__Supplied information__:
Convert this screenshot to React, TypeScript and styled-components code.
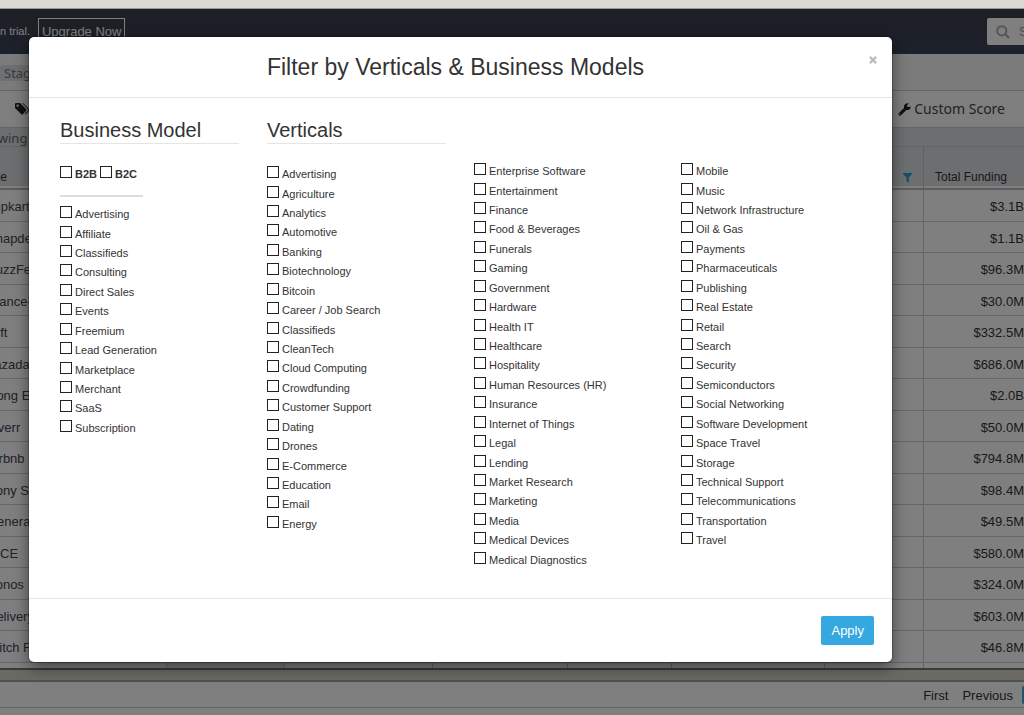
import React from "react";
import styled, { createGlobalStyle } from "styled-components";

const GlobalStyle = createGlobalStyle`
  * { box-sizing: border-box; }
  html, body, #root { height: 100%; }
  body {
    margin: 0;
    overflow: hidden;
    background: #fff;
    font-family: "Liberation Sans", Arial, Helvetica, sans-serif;
    font-size: 12px;
    color: #333;
  }
`;

const Screen = styled.div`
  position: relative;
  display: flex;
  flex-direction: column;
  height: 100vh;
  overflow: hidden;
`;

const WindowEdge = styled.div`
  flex: none;
  height: 9px;
  background: #dcdad5;
  border-bottom: 1px solid #9c988e;
`;

const Page = styled.div`
  position: relative;
  flex: 1;
  display: flex;
  flex-direction: column;
  min-height: 0;
  overflow: hidden;
`;

const NavBar = styled.header`
  flex: none;
  display: flex;
  align-items: flex-start;
  height: 45px;
  padding-top: 9px;
  background: linear-gradient(#393e48, #3b4358);
  color: #fff;
`;

const TrialText = styled.span`
  padding-top: 6px;
  margin-right: 8px;
  font-size: 11px;
  line-height: 15px;
`;

const UpgradeButton = styled.button`
  height: 28px;
  padding: 0 3px;
  border: 1px solid #fff;
  background: none;
  color: #fff;
  font: 13px/26px "Liberation Sans", Arial, sans-serif;
`;

const SearchBox = styled.label`
  display: flex;
  align-items: center;
  gap: 9px;
  width: 37px;
  height: 27px;
  margin-left: auto;
  padding-left: 9px;
  overflow: hidden;
  border-radius: 2px 0 0 2px;
  background: #fff;
`;

const SearchInput = styled.input`
  width: 120px;
  flex: none;
  padding: 0;
  border: 0;
  background: none;
  font: 13px "Liberation Sans", Arial, sans-serif;
  &::placeholder { color: #999; opacity: 1; }
`;

const TagBar = styled.div`
  flex: none;
  height: 37px;
  padding-top: 11px;
  background: #f6f6f6;
  border-bottom: 1px solid #c9c9c9;
`;

const Tag = styled.span`
  display: inline-block;
  padding: 0 4px;
  border-radius: 3px;
  background: #dcdfe4;
  color: #777;
  font: 13px/16px "Noto Sans", sans-serif;
`;

const ToolBar = styled.div`
  flex: none;
  display: flex;
  align-items: center;
  justify-content: space-between;
  height: 37px;
  padding: 0 19px 0 14px;
  background: #fcfcfc;
  border-bottom: 1px solid #c6c8cb;
`;

const ToolButton = styled.button`
  display: flex;
  align-items: center;
  gap: 3px;
  padding: 0;
  border: 0;
  background: none;
  color: #444;
  font: 14px/16px "Noto Sans", sans-serif;
`;

const StatusBar = styled.div`
  flex: none;
  height: 19px;
  margin-left: -25px;
  background: #d9dce1;
  border-bottom: 1px solid #c4c8cd;
  color: #666;
  font: 13px/20px "Noto Sans", sans-serif;
`;

/* The grid is scrolled sideways, so its first column starts past the left edge. */
const GridArea = styled.main`
  flex: 1;
  min-height: 0;
  margin-left: -25px;
  overflow: hidden;
`;

const DataTable = styled.table`
  width: 100%;
  border-collapse: separate;
  border-spacing: 0;
  table-layout: fixed;
`;

const HeadCell = styled.th`
  height: 43px;
  padding: 21px 11px 0 0;
  border-right: 1px solid #c0c3c8;
  border-bottom: 2px solid #b8b8b8;
  background: linear-gradient(#d9dce1 39px, #fff 39px);
  color: #333;
  font-weight: normal;
  line-height: 18px;
  text-align: left;
  white-space: nowrap;
  vertical-align: top;
  &:last-child { padding-left: 11px; padding-right: 0; border-right: 0; }
  svg { display: block; margin: 5px 0 0 auto; }
`;

const BodyRow = styled.tr`
  height: 32px;
  &:nth-child(even) { height: 31px; }
`;

const Cell = styled.td<{ $shaded?: boolean; $number?: boolean }>`
  padding: 2px 0 0;
  overflow: hidden;
  border-right: 1px solid #c8c8c8;
  border-bottom: 1px solid #cccccc;
  background: ${(p) => (p.$shaded ? "#f2f2f4" : "#fff")};
  color: ${(p) => (p.$number ? "#333" : "#41444f")};
  font-size: 13px;
  line-height: 15px;
  text-align: ${(p) => (p.$number ? "right" : "left")};
  white-space: nowrap;
  &:first-child { padding-left: 12px; }
  &:last-child { border-right: 0; }
`;

const ScrollTrack = styled.div`
  flex: none;
  height: 14px;
  background: #d5d2c9;
  border-top: 2px solid #77756f;
  border-bottom: 2px solid #a5a29a;
`;

const Pager = styled.nav`
  flex: none;
  display: flex;
  align-items: center;
  justify-content: flex-end;
  gap: 14px;
  height: 26px;
  border-bottom: 1px solid #c4c4c4;
`;

const PagerLink = styled.a`
  padding-top: 2px;
  color: #333;
  font-size: 13px;
  text-decoration: none;
`;

const CurrentPage = styled.span`
  width: 2px;
  height: 18px;
  margin-left: -5px;
  border-radius: 2px 0 0 2px;
  background: #35a8e0;
`;

const BottomEdge = styled.div`
  flex: none;
  height: 7px;
`;

const Backdrop = styled.div`
  position: absolute;
  inset: 0;
  padding: 28px 132px 0 29px;
  background: rgba(0, 0, 0, 0.5);
`;

const Dialog = styled.section`
  border-radius: 5px;
  background: #fff;
  box-shadow: 0 0 0 1px rgba(0, 0, 0, 0.2), 0 5px 15px rgba(0, 0, 0, 0.5);
`;

const DialogHeader = styled.header`
  display: flex;
  align-items: flex-start;
  height: 61px;
  padding: 15px 14px 0 14px;
  border-bottom: 1px solid #e5e5e5;
`;

const DialogTitle = styled.h2`
  flex: 1;
  margin: 0;
  font-size: 23px;
  font-weight: normal;
  line-height: 30px;
  text-align: center;
`;

const CloseButton = styled.button`
  width: 10px;
  height: 16px;
  padding: 0;
  border: 0;
  background: none;
  line-height: 0;
`;

const DialogBody = styled.div`
  display: grid;
  grid-template-columns: repeat(4, 1fr);
  height: 500px;
  padding: 22px 18px 0 17px;
`;

const Column = styled.fieldset`
  display: flex;
  flex-direction: column;
  min-width: 0;
  margin: 0;
  padding: 0 14px;
  border: 0;
`;

const ColumnTitle = styled.h3`
  height: 24px;
  margin: 0 0 20px;
  border-bottom: 1px solid #e5e5e5;
  font-size: 20px;
  font-weight: normal;
  line-height: 21px;
`;

const ContinuedColumn = styled(Column)`
  padding-top: 41px;
`;

const Options = styled.ul`
  display: grid;
  grid-auto-rows: 20px 19px 19px 20px 19px 20px 19px;
  margin: 0;
  padding: 0;
  list-style: none;
`;

const Option = styled.label<{ $bold?: boolean }>`
  display: flex;
  align-items: flex-start;
  gap: 3px;
  font-size: 11px;
  font-weight: ${(p) => (p.$bold ? "bold" : "normal")};
  line-height: 20px;
  white-space: nowrap;
`;

const CheckBox = styled.input`
  appearance: none;
  flex: none;
  width: 12px;
  height: 12px;
  margin: 2px 0 0;
  border: 1px solid #222;
  background: #fff;
`;

const Audience = styled.div`
  display: flex;
  gap: 3px;
`;

const Divider = styled.hr`
  width: 83px;
  height: 2px;
  margin: 11px 0 7px;
  border: 0;
  background: #ddd;
`;

const DialogFooter = styled.footer`
  display: flex;
  justify-content: flex-end;
  height: 64px;
  padding: 17px 18px 0;
  border-top: 1px solid #e5e5e5;
`;

const ApplyButton = styled.button`
  height: 29px;
  padding: 0 10px;
  border: 0;
  border-radius: 2px;
  background: #35a8e0;
  color: #fff;
  font: 13px/29px "Liberation Sans", Arial, sans-serif;
`;

const rows: [string, string][] = [
  ["Flipkart", "$3.1B"],
  ["Snapdeal", "$1.1B"],
  ["BuzzFeed", "$96.3M"],
  ["France-", "$30.0M"],
  ["Lyft", "$332.5M"],
  ["Lazada", "$686.0M"],
  ["Hong E", "$2.0B"],
  ["Fiverr", "$50.0M"],
  ["Airbnb", "$794.8M"],
  ["Sony S", "$98.4M"],
  ["Genera", "$49.5M"],
  ["NICE", "$580.0M"],
  ["Sonos", "$324.0M"],
  ["Delivery", "$603.0M"],
  ["Stitch Fix", "$46.8M"],
  ["", ""],
];

const businessModels = [
  "Advertising", "Affiliate", "Classifieds", "Consulting", "Direct Sales", "Events",
  "Freemium", "Lead Generation", "Marketplace", "Merchant", "SaaS", "Subscription",
];

const verticals = [
  [
    "Advertising", "Agriculture", "Analytics", "Automotive", "Banking", "Biotechnology",
    "Bitcoin", "Career / Job Search", "Classifieds", "CleanTech", "Cloud Computing",
    "Crowdfunding", "Customer Support", "Dating", "Drones", "E-Commerce", "Education",
    "Email", "Energy",
  ],
  [
    "Enterprise Software", "Entertainment", "Finance", "Food & Beverages", "Funerals",
    "Gaming", "Government", "Hardware", "Health IT", "Healthcare", "Hospitality",
    "Human Resources (HR)", "Insurance", "Internet of Things", "Legal", "Lending",
    "Market Research", "Marketing", "Media", "Medical Devices", "Medical Diagnostics",
  ],
  [
    "Mobile", "Music", "Network Infrastructure", "Oil & Gas", "Payments",
    "Pharmaceuticals", "Publishing", "Real Estate", "Retail", "Search", "Security",
    "Semiconductors", "Social Networking", "Software Development", "Space Travel",
    "Storage", "Technical Support", "Telecommunications", "Transportation", "Travel",
  ],
];

function OptionList({ items }: { items: string[] }) {
  return (
    <Options>
      {items.map((item) => (
        <li key={item}>
          <Option>
            <CheckBox type="checkbox" />
            {item}
          </Option>
        </li>
      ))}
    </Options>
  );
}

const SearchGlyph = styled.svg`
  flex: none;
`;

const SearchIcon = () => (
  <SearchGlyph width="14" height="14" viewBox="0 0 14 14" fill="none" stroke="#aaa" strokeWidth="2">
    <circle cx="5.8" cy="5.8" r="4.6" />
    <path d="M9.2 9.2 13 13" strokeWidth="2.4" />
  </SearchGlyph>
);

const TagsIcon = () => (
  <svg width="16" height="14" viewBox="0 0 16 14" fill="#222">
    <path fillRule="evenodd" d="M1 2Q1 1 2 1H6L12.4 7.3Q13 8 12.4 8.6L8.8 12.3Q8 13 7.3 12.3L1 6ZM3.6 2.4A1.2 1.2 0 1 0 3.6 4.8 1.2 1.2 0 1 0 3.6 2.4Z" />
    <path d="M8 1H9L15.4 7.3Q16 8 15.4 8.6L11.6 12.4 10.8 11.8 14 8.4Q14.4 7.9 14 7.3Z" />
  </svg>
);

const WrenchIcon = () => (
  <svg width="13" height="13" viewBox="0 0 13 13" fill="#222">
    <path fillRule="evenodd" d="M12.8 3.4Q12.4 7.4 8.4 7.1L3 12.2Q1.8 13.2 .8 12.2 -.2 11.2 .9 10.1L6 5Q5.5 1.2 9.2 .3L10.9 .4 9 2.2 9.3 3.8 10.9 4.1ZM1.9 10.5A.6.6 0 1 0 1.9 11.7.6.6 0 1 0 1.9 10.5Z" />
  </svg>
);

const FunnelIcon = () => (
  <svg width="9" height="10" viewBox="0 0 9 10" fill="#2b9fdc">
    <path d="M0 0H9V1L5.8 4.4V10L3.4 8V4.4L0 1Z" />
  </svg>
);

const CloseIcon = () => (
  <svg width="8" height="8" viewBox="0 0 8 8" stroke="#bdbdbd" strokeWidth="2.4">
    <path d="M.9 .9 7.1 7.1M7.1 .9 .9 7.1" />
  </svg>
);

const Col = styled.col<{ $width: string }>`
  width: ${(p) => p.$width};
`;

const columnWidths = ["192px", "118px", "148px", "135px", "104px", "153px", "99px", "auto"];

export default function App() {
  return (
    <Screen>
      <GlobalStyle />
      <WindowEdge />
      <Page>
        <NavBar>
          <TrialText>n trial.</TrialText>
          <UpgradeButton type="button">Upgrade Now</UpgradeButton>
          <SearchBox>
            <SearchIcon />
            <SearchInput type="text" placeholder="S" aria-label="Search" />
          </SearchBox>
        </NavBar>
        <TagBar>
          <Tag>Stag</Tag>
        </TagBar>
        <ToolBar>
          <ToolButton type="button" aria-label="Tags">
            <TagsIcon />
          </ToolButton>
          <ToolButton type="button">
            <WrenchIcon />
            Custom Score
          </ToolButton>
        </ToolBar>
        <StatusBar>Showing 1</StatusBar>
        <GridArea>
          <DataTable>
            <colgroup>
              {columnWidths.map((width, i) => (
                <Col key={i} $width={width} />
              ))}
            </colgroup>
            <thead>
              <tr>
                <HeadCell>Name</HeadCell>
                <HeadCell />
                <HeadCell />
                <HeadCell />
                <HeadCell />
                <HeadCell />
                <HeadCell>
                  <FunnelIcon />
                </HeadCell>
                <HeadCell>Total Funding</HeadCell>
              </tr>
            </thead>
            <tbody>
              {rows.map(([name, funding], i) => (
                <BodyRow key={i}>
                  <Cell>{name}</Cell>
                  <Cell $shaded />
                  <Cell />
                  <Cell />
                  <Cell />
                  <Cell />
                  <Cell />
                  <Cell $number>{funding}</Cell>
                </BodyRow>
              ))}
            </tbody>
          </DataTable>
        </GridArea>
        <ScrollTrack />
        <Pager>
          <PagerLink href="#first">First</PagerLink>
          <PagerLink href="#previous">Previous</PagerLink>
          <CurrentPage />
        </Pager>
        <BottomEdge />
        <Backdrop>
          <Dialog role="dialog" aria-labelledby="filter-title">
            <DialogHeader>
              <DialogTitle id="filter-title">Filter by Verticals &amp; Business Models</DialogTitle>
              <CloseButton type="button" aria-label="Close">
                <CloseIcon />
              </CloseButton>
            </DialogHeader>
            <DialogBody>
              <Column>
                <ColumnTitle>Business Model</ColumnTitle>
                <Audience>
                  <Option $bold>
                    <CheckBox type="checkbox" />
                    B2B
                  </Option>
                  <Option $bold>
                    <CheckBox type="checkbox" />
                    B2C
                  </Option>
                </Audience>
                <Divider />
                <OptionList items={businessModels} />
              </Column>
              <Column>
                <ColumnTitle>Verticals</ColumnTitle>
                <OptionList items={verticals[0]} />
              </Column>
              <ContinuedColumn>
                <OptionList items={verticals[1]} />
              </ContinuedColumn>
              <ContinuedColumn>
                <OptionList items={verticals[2]} />
              </ContinuedColumn>
            </DialogBody>
            <DialogFooter>
              <ApplyButton type="button">Apply</ApplyButton>
            </DialogFooter>
          </Dialog>
        </Backdrop>
      </Page>
    </Screen>
  );
}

__Work instructions__: Copy out each line that contains the word "React".

__Expected answer__:
Convert this screenshot to React, TypeScript and styled-components code.
import React from "react";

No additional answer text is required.